Let’s break down how the Pokes use their counter scheme as a foundation to build an RPO system that stresses defenders both pre- and post-snap, and why it matters.

Counter + Out: Boundary Conflict

One of Oklahoma State’s favorite variations is running GH Counter into the boundary from pistol. That backfield alignment allows the QB to stay square and gives the RB a downhill path that times up with the pullers.

The back side pulls are classic GH: guard kicks, H wraps. Clean and efficient.

What they tag on the outside is what makes this more than just a run play.

Out wide, you’ll often see two receivers (X and slot) slow play their release, baiting the defense with what looks like a stalk block. Then…boom…they break out.

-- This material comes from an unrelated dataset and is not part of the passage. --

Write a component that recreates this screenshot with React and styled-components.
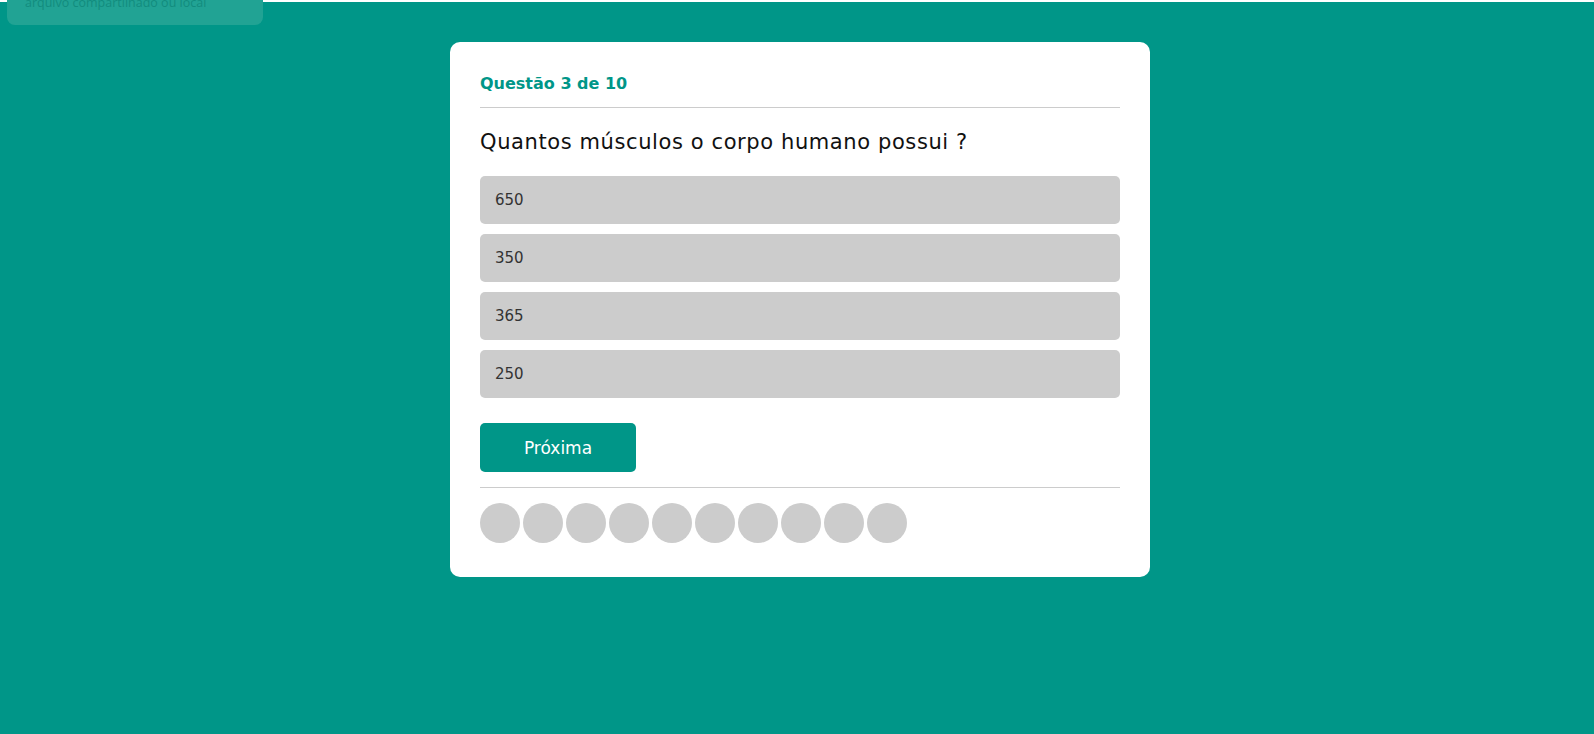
import React from 'react'
import styled, { createGlobalStyle } from 'styled-components'

const GlobalStyle = createGlobalStyle`
  html, body {
    margin: 0;
    padding: 0;
    height: 100%;
  }
  body {
    background: #009688;
    font-family: 'DejaVu Sans', 'Open Sans', sans-serif;
    border-top: 2px solid #ffffff;
    box-sizing: border-box;
    overflow: hidden;
  }
`

const options = ['650', '350', '365', '250']

export default function App() {
  return (
    <>
      <GlobalStyle />
      <Toast>arquivo compartilhado ou local</Toast>
      <Page>
        <Card>
          <Header>Questão 3 de 10</Header>
          <Question>Quantos músculos o corpo humano possui ?</Question>
          <Options>
            {options.map((o) => (
              <Option key={o}>{o}</Option>
            ))}
          </Options>
          <NextButton>Próxima</NextButton>
          <Divider />
          <Dots>
            {Array.from({ length: 10 }).map((_, i) => (
              <Dot key={i} />
            ))}
          </Dots>
        </Card>
      </Page>
    </>
  )
}

const Page = styled.div`
  display: flex;
  justify-content: center;
  padding-top: 40px;
  padding-left: 6px;
`

const Toast = styled.div`
  position: fixed;
  top: -12px;
  left: 7px;
  width: 256px;
  height: 37px;
  padding: 0 18px 16px;
  display: flex;
  align-items: flex-end;
  box-sizing: border-box;
  border-radius: 8px;
  background: #21a394;
  color: #128c7e;
  font-size: 12.5px;
  font-family: 'Open Sans', sans-serif;
  line-height: 1;
`

const Card = styled.div`
  width: 700px;
  box-sizing: border-box;
  background: #ffffff;
  border-radius: 10px;
  padding: 30px 30px 34px;
  display: flex;
  flex-direction: column;
`

const Header = styled.div`
  color: #009688;
  font-size: 16px;
  font-weight: bold;
  line-height: 24px;
  padding-bottom: 11px;
  border-bottom: 1px solid #cccccc;
`

const Question = styled.div`
  margin: 20px 0;
  font-size: 21px;
  letter-spacing: 0.6px;
  line-height: 28px;
  color: #111111;
`

const Options = styled.div`
  display: flex;
  flex-direction: column;
  gap: 10px;
`

const Option = styled.div`
  height: 48px;
  display: flex;
  align-items: center;
  padding: 0 15px;
  background: #cccccc;
  border-radius: 5px;
  font-size: 15px;
  color: #333333;
`

const NextButton = styled.button`
  margin-top: 25px;
  width: 156px;
  height: 49px;
  border: none;
  border-radius: 5px;
  background: #009688;
  color: #ffffff;
  font-family: inherit;
  font-size: 17px;
  cursor: pointer;
`

const Divider = styled.div`
  height: 1px;
  background: #cccccc;
  margin: 15px 0;
`

const Dots = styled.div`
  display: flex;
  gap: 3px;
`

const Dot = styled.div`
  width: 40px;
  height: 40px;
  border-radius: 50%;
  background: #cccccc;
`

The X runs a corner, and the slot runs a quick 5-yard speed out.

The QB clears the midline post-mesh and reads the overhang, usually an apex or rolled-down safety. If that player inserts on the run, it’s an easy throw to the out. If he hangs or expands, you hand it off.

  • In one clip, they face a press corner and a squat safety over top. QB sees the out is covered, so he gives the ball—smart and consistent.

  • In another, the apex crashes hard with no replacement. QB fires the out—rhythmic throw, six-yard gain.

  • And when both routes are covered? Still a win, RB’s running behind a hat-on-hat box with pullers out front.

This is a boundary RPO with layers. It’s not just “read and react”, it’s “read and attack.”